• _Extracted material_:
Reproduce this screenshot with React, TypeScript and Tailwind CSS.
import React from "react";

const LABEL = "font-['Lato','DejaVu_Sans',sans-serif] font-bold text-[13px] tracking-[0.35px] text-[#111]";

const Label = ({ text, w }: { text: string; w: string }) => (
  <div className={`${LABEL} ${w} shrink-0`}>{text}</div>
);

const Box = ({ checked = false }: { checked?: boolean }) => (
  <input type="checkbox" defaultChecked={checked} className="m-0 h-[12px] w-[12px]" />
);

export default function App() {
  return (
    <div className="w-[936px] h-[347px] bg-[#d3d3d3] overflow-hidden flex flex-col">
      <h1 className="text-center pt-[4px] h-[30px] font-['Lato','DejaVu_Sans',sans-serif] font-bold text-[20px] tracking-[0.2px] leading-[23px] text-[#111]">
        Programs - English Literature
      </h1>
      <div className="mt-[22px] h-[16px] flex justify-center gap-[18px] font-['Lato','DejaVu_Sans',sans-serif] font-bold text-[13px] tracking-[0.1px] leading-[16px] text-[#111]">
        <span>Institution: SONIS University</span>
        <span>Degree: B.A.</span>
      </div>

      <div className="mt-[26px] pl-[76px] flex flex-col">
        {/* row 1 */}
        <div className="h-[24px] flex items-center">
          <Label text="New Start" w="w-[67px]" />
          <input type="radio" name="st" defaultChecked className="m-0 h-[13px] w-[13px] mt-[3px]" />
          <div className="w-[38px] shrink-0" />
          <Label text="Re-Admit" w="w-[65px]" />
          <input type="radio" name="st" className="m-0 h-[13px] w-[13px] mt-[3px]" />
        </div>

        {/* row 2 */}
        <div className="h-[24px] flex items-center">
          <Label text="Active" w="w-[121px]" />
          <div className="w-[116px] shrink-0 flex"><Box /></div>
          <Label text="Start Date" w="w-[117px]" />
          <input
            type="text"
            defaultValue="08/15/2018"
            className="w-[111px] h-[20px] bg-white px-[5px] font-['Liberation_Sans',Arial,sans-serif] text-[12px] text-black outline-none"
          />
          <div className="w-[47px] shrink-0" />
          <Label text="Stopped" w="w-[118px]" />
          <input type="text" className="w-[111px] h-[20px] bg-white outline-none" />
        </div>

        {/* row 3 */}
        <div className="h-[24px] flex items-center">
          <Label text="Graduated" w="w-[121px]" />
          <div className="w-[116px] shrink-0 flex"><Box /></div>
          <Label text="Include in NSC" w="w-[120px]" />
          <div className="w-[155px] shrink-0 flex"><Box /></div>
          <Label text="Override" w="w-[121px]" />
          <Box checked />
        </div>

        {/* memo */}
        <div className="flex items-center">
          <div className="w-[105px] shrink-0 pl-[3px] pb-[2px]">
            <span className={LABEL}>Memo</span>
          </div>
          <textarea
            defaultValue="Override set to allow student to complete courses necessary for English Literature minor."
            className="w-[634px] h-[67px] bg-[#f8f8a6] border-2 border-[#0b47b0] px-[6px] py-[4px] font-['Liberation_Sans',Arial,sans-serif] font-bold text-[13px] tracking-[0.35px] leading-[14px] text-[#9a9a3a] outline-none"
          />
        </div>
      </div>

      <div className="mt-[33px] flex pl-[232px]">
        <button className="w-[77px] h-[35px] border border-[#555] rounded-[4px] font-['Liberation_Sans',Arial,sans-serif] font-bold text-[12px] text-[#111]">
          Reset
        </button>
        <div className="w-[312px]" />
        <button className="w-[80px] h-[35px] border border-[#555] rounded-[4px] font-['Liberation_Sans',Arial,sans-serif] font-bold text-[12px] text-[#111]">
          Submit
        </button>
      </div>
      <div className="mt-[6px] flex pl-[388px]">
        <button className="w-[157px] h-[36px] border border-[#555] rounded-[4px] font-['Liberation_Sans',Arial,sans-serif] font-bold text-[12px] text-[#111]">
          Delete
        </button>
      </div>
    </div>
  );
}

...

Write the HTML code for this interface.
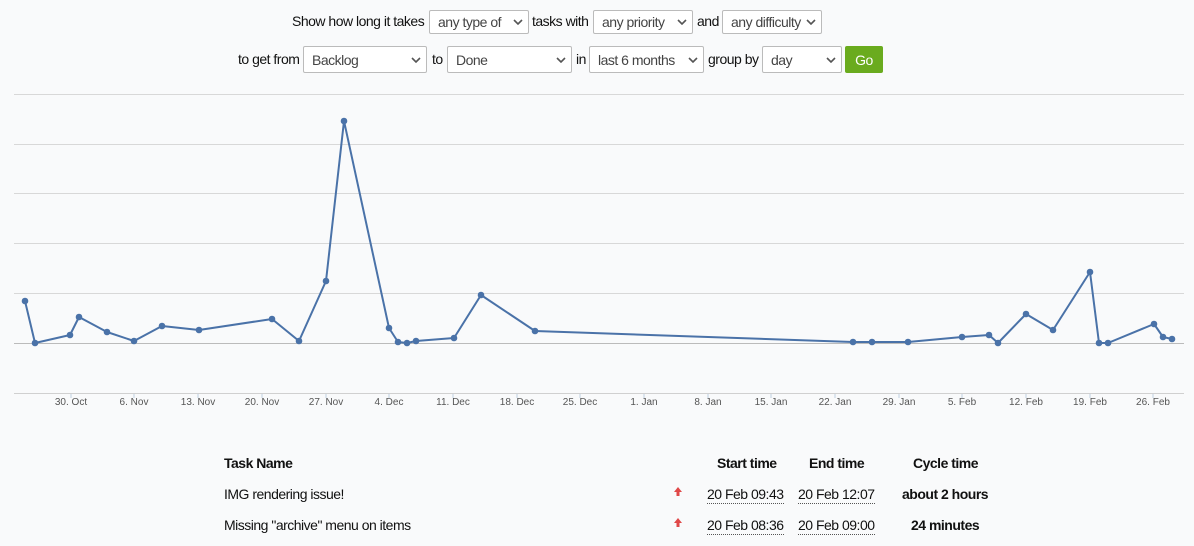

• _Task statement_: Look through the records above and report how many lines hold the word "React", giving only the number.

• _Answer to this problem_: 2